Description of problem: We have a single iscsi based external raid device networked to an RHEL4 system via a straight cable connection (no switches or hubs). The /etc/iscsi.conf contains a very simple configuration with a single line containing the DiscoveryAddress of the raid system. This configuration worked fine with RHEL3 and (except for the following error messages which now show up on the console and in /var/log/messages) still works just fine. Approximately every 10 seconds the following appears in /var/log/messages: Aug 17 10:23:51 alcserv3 kernel: iscsi-sfnet:host5: Connect failed with rc - 113: No route to host Aug 17 10:23:51 alcserv3 kernel: iscsi-sfnet:host5: establish_session failed. Could not connect to target Aug 17 10:23:51 alcserv3 kernel: iscsi-sfnet:host5: Waiting 10 seconds before next login attempt Version-Release number of selected component (if applicable): Linux alcserv3.psfc.mit.edu 2.6.9-34.0.2.ELsmp #1 SMP Fri Jun 30 10:33:58 EDT 2006 i686 i686 i386 GNU/Linux How reproducible: We have two servers similarly configured and they both exhibit the same behavior. Steps to Reproduce: 1. Directly attach iscsi device 2. Create an iscsi.conf with a single line containing the DiscoveryAddress of the iscsi device. 3. service start iscsi Actual results: iscsi device works fine messages logged every ten seconds Expected results: iscsi device works fine no messages Additional info: This is more of a nuisance issue since the iscsi device is functioning well. The message log just get clogged with these recurring messages.
There is a different bug around the forcedeth driver 6.10 losing connectivity and then the same messages showing up. Reloading the forcedeth driver fixes it until it reoccurrs. I will file a different bug report for that.
This should be fixed in RHEL 4.5 when it comes out. We will now retry the login 3 times, and if we cannot login we will stop retrying. So you will see a error message for each of the 3 retries, but it will no longer continue to spew errors and fill up the logs.

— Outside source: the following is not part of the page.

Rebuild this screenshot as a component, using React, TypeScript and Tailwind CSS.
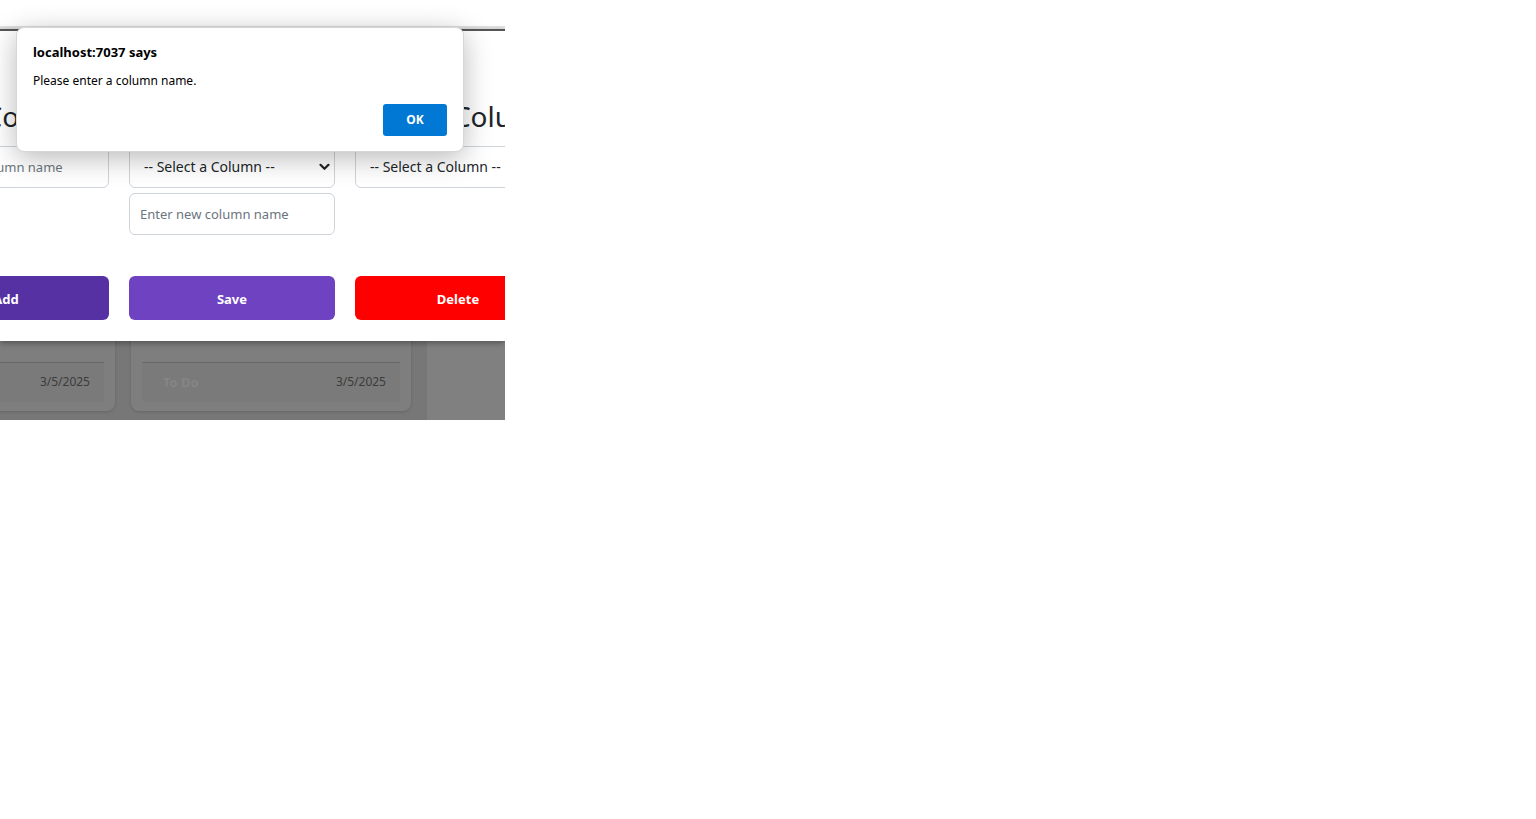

But it should be retrying if it really lost the connection. I read the original bug report as that they have a working connection and get timeout messages anyways. That would be something to fix if it is really what is happening. However if their iscsi box is just not keeping up with the default protocol timing then you can adjust them to your liking: Check out the comments in stock /etc/iscsi.conf that explains LoginTimeout, IdleTimeout, ActiveTimeout and PingTimeout Michael Will
(In reply to comment #4) > But it should be retrying if it really lost the connection. > The code does. If we had a connection and lost it we continue to retry. We only limit retries on the initial login if we never get an initial connection. > I read the original bug report as that they have a working connection and get > timeout messages anyways. That would be something to fix if it is really what is > happening. I did not read the bug that way and that would not make much sense if they are also saying the iscsi device works. The problem is that we can log into some portals and some we cannot get an initial log in to. In RHEL3, we would give up eventually and in some cases because the driver did failover it was completely hidden until you tried to failover. In the RHEL4 driver we do not do failover and the initial login retry limit was accidentally removed.
Yes, the iscsi device worked just fine with the same configuration with RHEL3 and RHEL4.4 but RHEL4.4 produced the errors in /var/log/messages. We have been running RHEL4.5 for some time now and the problem has gone away. I would have reported this but I posted this bug report almost a year ago and there was no activity on it until now so I completely forgot about it. We lived with the messages since the iscsi connection still worked fine. In any event, the problem has gone away with 4.5. Thanks!